DATA ::
::::::::

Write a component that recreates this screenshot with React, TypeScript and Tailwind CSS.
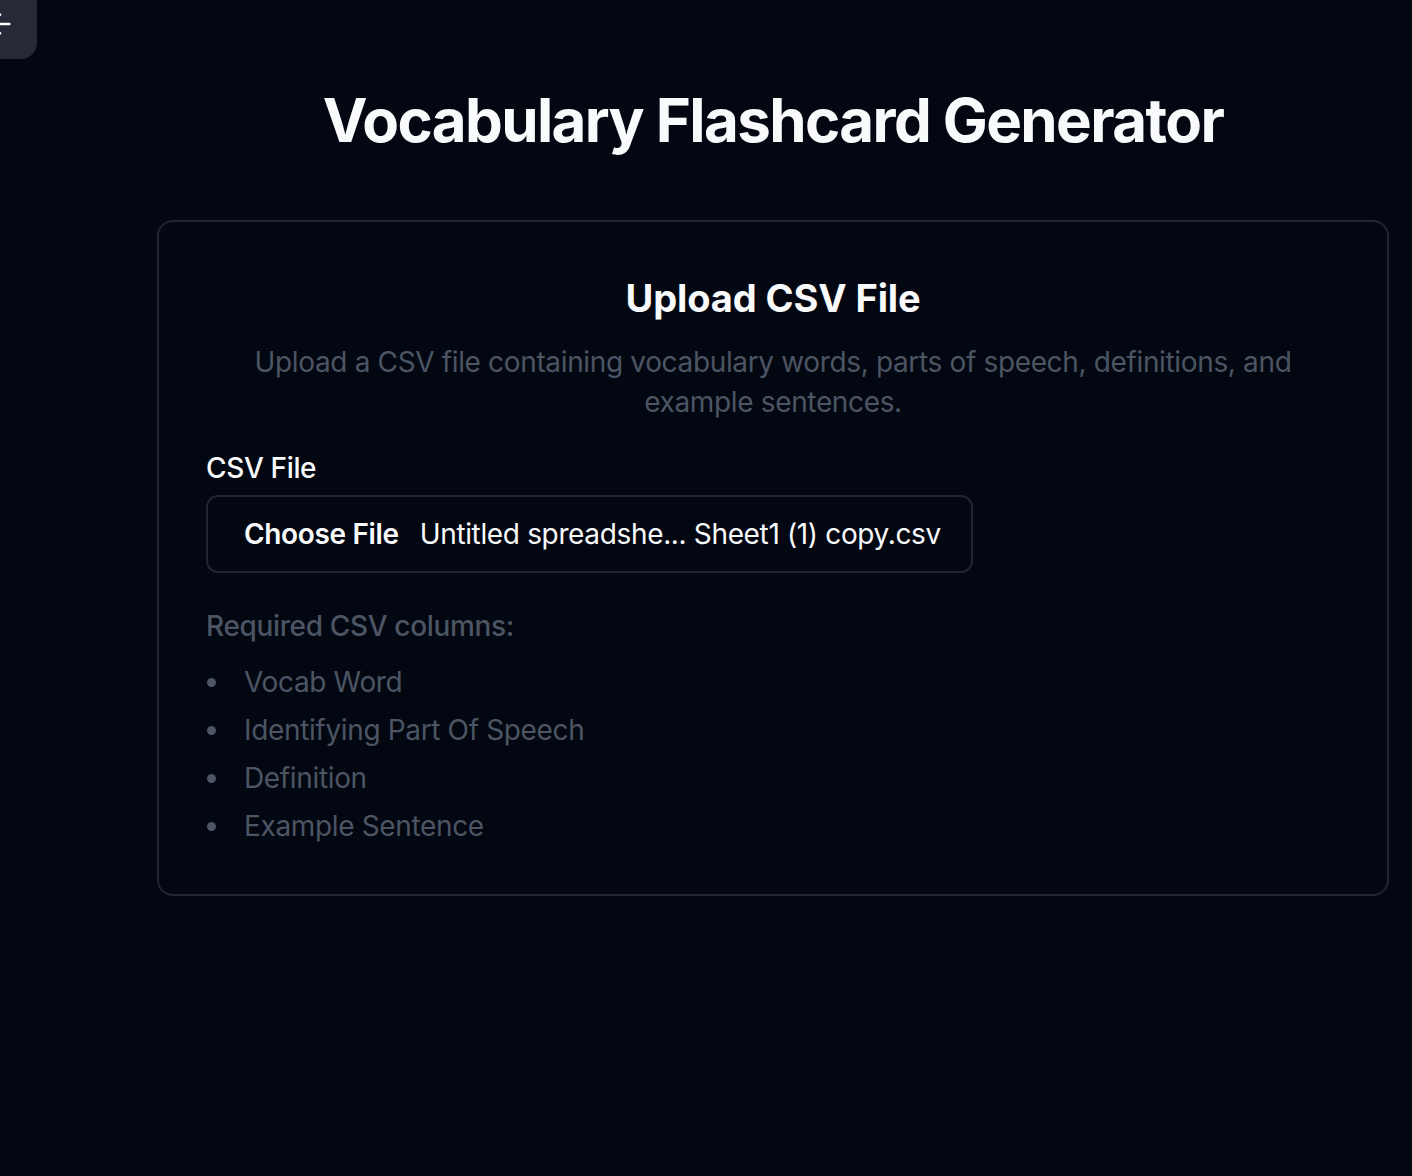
import { ArrowLeft } from "lucide-react";

const columns = ["Vocab Word", "Identifying Part Of Speech", "Definition", "Example Sentence"];

export default function App() {
  return (
    <main
      className="relative min-h-[1176px] w-full overflow-hidden bg-[#030712] text-[#f9fafb]"
      style={{ fontFamily: "Inter, 'Noto Sans', sans-serif" }}
    >
      {/* back button, partly off-screen */}
      <button className="absolute left-0 top-0 h-[59px] w-[37px] overflow-hidden rounded-br-[16px] bg-[#252a36]">
        <ArrowLeft size={32} strokeWidth={2} className="absolute left-[-16px] top-[8px] text-white" />
      </button>

      <div className="ml-[157px] w-[1232px] pt-[84px]">
        <h1 className="text-center text-[60px] font-bold leading-[72px] tracking-[-1.6px]">
          Vocabulary Flashcard Generator
        </h1>

        <section className="mt-[64px] rounded-[16px] border-2 border-[#1f2533] px-[47px] pb-[48px] pt-[56px] tracking-[-0.35px]">
          <h2 className="text-center text-[38px] font-bold leading-[40px] tracking-[-0.1px]">Upload CSV File</h2>
          <p className="mx-auto mt-[24px] max-w-[1060px] text-center text-[28px] leading-[40px] text-[#4b5563]">
            Upload a CSV file containing vocabulary words, parts of speech, definitions, and example sentences.
          </p>

          <label className="mt-[26px] block text-[28px] font-medium leading-[40px]">CSV File</label>
          <div className="mt-[7px] flex h-[78px] w-[767px] items-center rounded-[12px] border-2 border-[#1f2533] pl-[36px] text-[28px]">
            <span className="font-semibold">Choose File</span>
            <span className="ml-[21px]">Untitled spreadshe... Sheet1 (1) copy.csv</span>
          </div>

          <p className="mt-[33px] text-[28px] font-medium leading-[40px] text-[#4b5563]">Required CSV columns:</p>
          <ul className="mt-[16px] flex flex-col gap-[8px]">
            {columns.map((c) => (
              <li key={c} className="flex items-center text-[28px] leading-[40px] text-[#4b5563]">
                <span className="ml-[1px] h-[9px] w-[9px] rounded-full bg-[#4b5563]" />
                <span className="ml-[28px]">{c}</span>
              </li>
            ))}
          </ul>
        </section>
      </div>
    </main>
  );
}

::::::::

SHORT TASK :: Copy all the data exactly as written, but skip any picture.

SOLUTION FOR THIS PROBLEM ::
Write a component that recreates this screenshot with React, TypeScript and Tailwind CSS.
import { ArrowLeft } from "lucide-react";

const columns = ["Vocab Word", "Identifying Part Of Speech", "Definition", "Example Sentence"];

export default function App() {
  return (
    <main
      className="relative min-h-[1176px] w-full overflow-hidden bg-[#030712] text-[#f9fafb]"
      style={{ fontFamily: "Inter, 'Noto Sans', sans-serif" }}
    >
      {/* back button, partly off-screen */}
      <button className="absolute left-0 top-0 h-[59px] w-[37px] overflow-hidden rounded-br-[16px] bg-[#252a36]">
        <ArrowLeft size={32} strokeWidth={2} className="absolute left-[-16px] top-[8px] text-white" />
      </button>

      <div className="ml-[157px] w-[1232px] pt-[84px]">
        <h1 className="text-center text-[60px] font-bold leading-[72px] tracking-[-1.6px]">
          Vocabulary Flashcard Generator
        </h1>

        <section className="mt-[64px] rounded-[16px] border-2 border-[#1f2533] px-[47px] pb-[48px] pt-[56px] tracking-[-0.35px]">
          <h2 className="text-center text-[38px] font-bold leading-[40px] tracking-[-0.1px]">Upload CSV File</h2>
          <p className="mx-auto mt-[24px] max-w-[1060px] text-center text-[28px] leading-[40px] text-[#4b5563]">
            Upload a CSV file containing vocabulary words, parts of speech, definitions, and example sentences.
          </p>

          <label className="mt-[26px] block text-[28px] font-medium leading-[40px]">CSV File</label>
          <div className="mt-[7px] flex h-[78px] w-[767px] items-center rounded-[12px] border-2 border-[#1f2533] pl-[36px] text-[28px]">
            <span className="font-semibold">Choose File</span>
            <span className="ml-[21px]">Untitled spreadshe... Sheet1 (1) copy.csv</span>
          </div>

          <p className="mt-[33px] text-[28px] font-medium leading-[40px] text-[#4b5563]">Required CSV columns:</p>
          <ul className="mt-[16px] flex flex-col gap-[8px]">
            {columns.map((c) => (
              <li key={c} className="flex items-center text-[28px] leading-[40px] text-[#4b5563]">
                <span className="ml-[1px] h-[9px] w-[9px] rounded-full bg-[#4b5563]" />
                <span className="ml-[28px]">{c}</span>
              </li>
            ))}
          </ul>
        </section>
      </div>
    </main>
  );
}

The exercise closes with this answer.